◆ EXERCISE INSTRUCTIONS:
Skip every image and restate the data word for word.

◆ STORED DATA:
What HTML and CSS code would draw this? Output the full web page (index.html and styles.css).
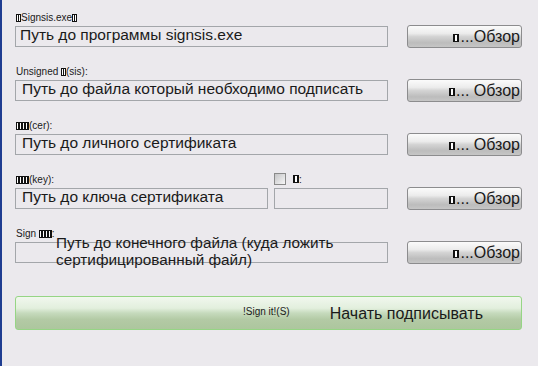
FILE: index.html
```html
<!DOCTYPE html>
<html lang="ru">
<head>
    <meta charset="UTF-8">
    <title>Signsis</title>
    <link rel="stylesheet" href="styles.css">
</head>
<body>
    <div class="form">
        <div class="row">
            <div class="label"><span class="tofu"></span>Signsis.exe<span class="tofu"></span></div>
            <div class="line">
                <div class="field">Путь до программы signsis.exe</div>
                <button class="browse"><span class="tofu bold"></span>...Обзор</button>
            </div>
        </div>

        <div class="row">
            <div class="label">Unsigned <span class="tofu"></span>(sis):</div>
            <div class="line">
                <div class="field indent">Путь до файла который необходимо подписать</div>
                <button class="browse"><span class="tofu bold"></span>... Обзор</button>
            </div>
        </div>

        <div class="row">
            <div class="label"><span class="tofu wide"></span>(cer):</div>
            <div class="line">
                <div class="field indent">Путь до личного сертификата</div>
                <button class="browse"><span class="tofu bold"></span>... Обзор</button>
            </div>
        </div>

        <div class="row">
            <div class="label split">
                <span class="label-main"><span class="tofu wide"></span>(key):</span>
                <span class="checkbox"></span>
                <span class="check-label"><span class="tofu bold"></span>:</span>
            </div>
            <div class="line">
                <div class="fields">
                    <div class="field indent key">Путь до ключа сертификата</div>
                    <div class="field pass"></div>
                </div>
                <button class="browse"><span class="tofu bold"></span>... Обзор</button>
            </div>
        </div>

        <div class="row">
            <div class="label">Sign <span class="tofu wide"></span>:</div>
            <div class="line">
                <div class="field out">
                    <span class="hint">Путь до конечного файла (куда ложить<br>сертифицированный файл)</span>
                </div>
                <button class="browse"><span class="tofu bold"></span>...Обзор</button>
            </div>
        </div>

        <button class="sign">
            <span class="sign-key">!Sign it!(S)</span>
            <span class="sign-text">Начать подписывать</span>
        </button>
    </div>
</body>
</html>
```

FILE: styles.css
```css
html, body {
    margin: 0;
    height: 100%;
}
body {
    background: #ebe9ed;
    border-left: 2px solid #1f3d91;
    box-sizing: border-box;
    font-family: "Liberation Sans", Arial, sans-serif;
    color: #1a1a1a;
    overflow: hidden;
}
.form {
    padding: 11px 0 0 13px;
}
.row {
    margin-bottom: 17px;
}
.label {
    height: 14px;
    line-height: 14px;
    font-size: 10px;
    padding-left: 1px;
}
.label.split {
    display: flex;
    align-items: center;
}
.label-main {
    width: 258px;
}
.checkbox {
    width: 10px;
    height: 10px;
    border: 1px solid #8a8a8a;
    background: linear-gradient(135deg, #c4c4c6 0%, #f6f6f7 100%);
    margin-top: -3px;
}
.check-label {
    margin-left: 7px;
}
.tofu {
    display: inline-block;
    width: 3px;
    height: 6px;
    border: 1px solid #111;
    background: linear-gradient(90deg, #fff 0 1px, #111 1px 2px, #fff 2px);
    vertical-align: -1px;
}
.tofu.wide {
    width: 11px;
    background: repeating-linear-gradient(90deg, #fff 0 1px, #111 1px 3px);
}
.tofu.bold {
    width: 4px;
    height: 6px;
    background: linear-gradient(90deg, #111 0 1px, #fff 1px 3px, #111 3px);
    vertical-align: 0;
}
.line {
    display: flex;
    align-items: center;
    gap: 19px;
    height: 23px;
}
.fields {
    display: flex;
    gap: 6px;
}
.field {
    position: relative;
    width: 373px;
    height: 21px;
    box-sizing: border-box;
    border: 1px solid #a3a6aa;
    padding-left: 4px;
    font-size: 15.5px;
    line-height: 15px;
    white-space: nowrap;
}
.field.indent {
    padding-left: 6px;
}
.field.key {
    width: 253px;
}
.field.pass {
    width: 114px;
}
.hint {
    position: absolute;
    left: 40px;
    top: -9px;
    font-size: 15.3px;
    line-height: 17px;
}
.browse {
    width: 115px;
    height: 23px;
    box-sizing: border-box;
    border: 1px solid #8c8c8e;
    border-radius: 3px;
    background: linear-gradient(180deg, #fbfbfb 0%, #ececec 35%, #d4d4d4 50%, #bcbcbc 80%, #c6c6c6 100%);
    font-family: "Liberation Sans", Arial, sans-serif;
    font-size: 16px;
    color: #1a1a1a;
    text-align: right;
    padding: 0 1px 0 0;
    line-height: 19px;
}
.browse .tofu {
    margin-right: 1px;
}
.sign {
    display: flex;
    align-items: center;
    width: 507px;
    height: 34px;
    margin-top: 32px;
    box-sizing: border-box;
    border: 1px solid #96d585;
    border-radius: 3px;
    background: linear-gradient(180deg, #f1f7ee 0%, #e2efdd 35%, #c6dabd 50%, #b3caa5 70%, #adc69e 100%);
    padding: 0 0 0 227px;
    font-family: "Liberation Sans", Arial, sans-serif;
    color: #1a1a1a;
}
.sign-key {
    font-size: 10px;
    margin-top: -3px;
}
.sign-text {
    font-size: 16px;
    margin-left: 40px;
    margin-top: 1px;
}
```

◆ FINAL ANSWER:
What HTML and CSS code would draw this? Output the full web page (index.html and styles.css).
FILE: index.html
```html
<!DOCTYPE html>
<html lang="ru">
<head>
    <meta charset="UTF-8">
    <title>Signsis</title>
    <link rel="stylesheet" href="styles.css">
</head>
<body>
    <div class="form">
        <div class="row">
            <div class="label"><span class="tofu"></span>Signsis.exe<span class="tofu"></span></div>
            <div class="line">
                <div class="field">Путь до программы signsis.exe</div>
                <button class="browse"><span class="tofu bold"></span>...Обзор</button>
            </div>
        </div>

        <div class="row">
            <div class="label">Unsigned <span class="tofu"></span>(sis):</div>
            <div class="line">
                <div class="field indent">Путь до файла который необходимо подписать</div>
                <button class="browse"><span class="tofu bold"></span>... Обзор</button>
            </div>
        </div>

        <div class="row">
            <div class="label"><span class="tofu wide"></span>(cer):</div>
            <div class="line">
                <div class="field indent">Путь до личного сертификата</div>
                <button class="browse"><span class="tofu bold"></span>... Обзор</button>
            </div>
        </div>

        <div class="row">
            <div class="label split">
                <span class="label-main"><span class="tofu wide"></span>(key):</span>
                <span class="checkbox"></span>
                <span class="check-label"><span class="tofu bold"></span>:</span>
            </div>
            <div class="line">
                <div class="fields">
                    <div class="field indent key">Путь до ключа сертификата</div>
                    <div class="field pass"></div>
                </div>
                <button class="browse"><span class="tofu bold"></span>... Обзор</button>
            </div>
        </div>

        <div class="row">
            <div class="label">Sign <span class="tofu wide"></span>:</div>
            <div class="line">
                <div class="field out">
                    <span class="hint">Путь до конечного файла (куда ложить<br>сертифицированный файл)</span>
                </div>
                <button class="browse"><span class="tofu bold"></span>...Обзор</button>
            </div>
        </div>

        <button class="sign">
            <span class="sign-key">!Sign it!(S)</span>
            <span class="sign-text">Начать подписывать</span>
        </button>
    </div>
</body>
</html>
```

FILE: styles.css
```css
html, body {
    margin: 0;
    height: 100%;
}
body {
    background: #ebe9ed;
    border-left: 2px solid #1f3d91;
    box-sizing: border-box;
    font-family: "Liberation Sans", Arial, sans-serif;
    color: #1a1a1a;
    overflow: hidden;
}
.form {
    padding: 11px 0 0 13px;
}
.row {
    margin-bottom: 17px;
}
.label {
    height: 14px;
    line-height: 14px;
    font-size: 10px;
    padding-left: 1px;
}
.label.split {
    display: flex;
    align-items: center;
}
.label-main {
    width: 258px;
}
.checkbox {
    width: 10px;
    height: 10px;
    border: 1px solid #8a8a8a;
    background: linear-gradient(135deg, #c4c4c6 0%, #f6f6f7 100%);
    margin-top: -3px;
}
.check-label {
    margin-left: 7px;
}
.tofu {
    display: inline-block;
    width: 3px;
    height: 6px;
    border: 1px solid #111;
    background: linear-gradient(90deg, #fff 0 1px, #111 1px 2px, #fff 2px);
    vertical-align: -1px;
}
.tofu.wide {
    width: 11px;
    background: repeating-linear-gradient(90deg, #fff 0 1px, #111 1px 3px);
}
.tofu.bold {
    width: 4px;
    height: 6px;
    background: linear-gradient(90deg, #111 0 1px, #fff 1px 3px, #111 3px);
    vertical-align: 0;
}
.line {
    display: flex;
    align-items: center;
    gap: 19px;
    height: 23px;
}
.fields {
    display: flex;
    gap: 6px;
}
.field {
    position: relative;
    width: 373px;
    height: 21px;
    box-sizing: border-box;
    border: 1px solid #a3a6aa;
    padding-left: 4px;
    font-size: 15.5px;
    line-height: 15px;
    white-space: nowrap;
}
.field.indent {
    padding-left: 6px;
}
.field.key {
    width: 253px;
}
.field.pass {
    width: 114px;
}
.hint {
    position: absolute;
    left: 40px;
    top: -9px;
    font-size: 15.3px;
    line-height: 17px;
}
.browse {
    width: 115px;
    height: 23px;
    box-sizing: border-box;
    border: 1px solid #8c8c8e;
    border-radius: 3px;
    background: linear-gradient(180deg, #fbfbfb 0%, #ececec 35%, #d4d4d4 50%, #bcbcbc 80%, #c6c6c6 100%);
    font-family: "Liberation Sans", Arial, sans-serif;
    font-size: 16px;
    color: #1a1a1a;
    text-align: right;
    padding: 0 1px 0 0;
    line-height: 19px;
}
.browse .tofu {
    margin-right: 1px;
}
.sign {
    display: flex;
    align-items: center;
    width: 507px;
    height: 34px;
    margin-top: 32px;
    box-sizing: border-box;
    border: 1px solid #96d585;
    border-radius: 3px;
    background: linear-gradient(180deg, #f1f7ee 0%, #e2efdd 35%, #c6dabd 50%, #b3caa5 70%, #adc69e 100%);
    padding: 0 0 0 227px;
    font-family: "Liberation Sans", Arial, sans-serif;
    color: #1a1a1a;
}
.sign-key {
    font-size: 10px;
    margin-top: -3px;
}
.sign-text {
    font-size: 16px;
    margin-left: 40px;
    margin-top: 1px;
}
```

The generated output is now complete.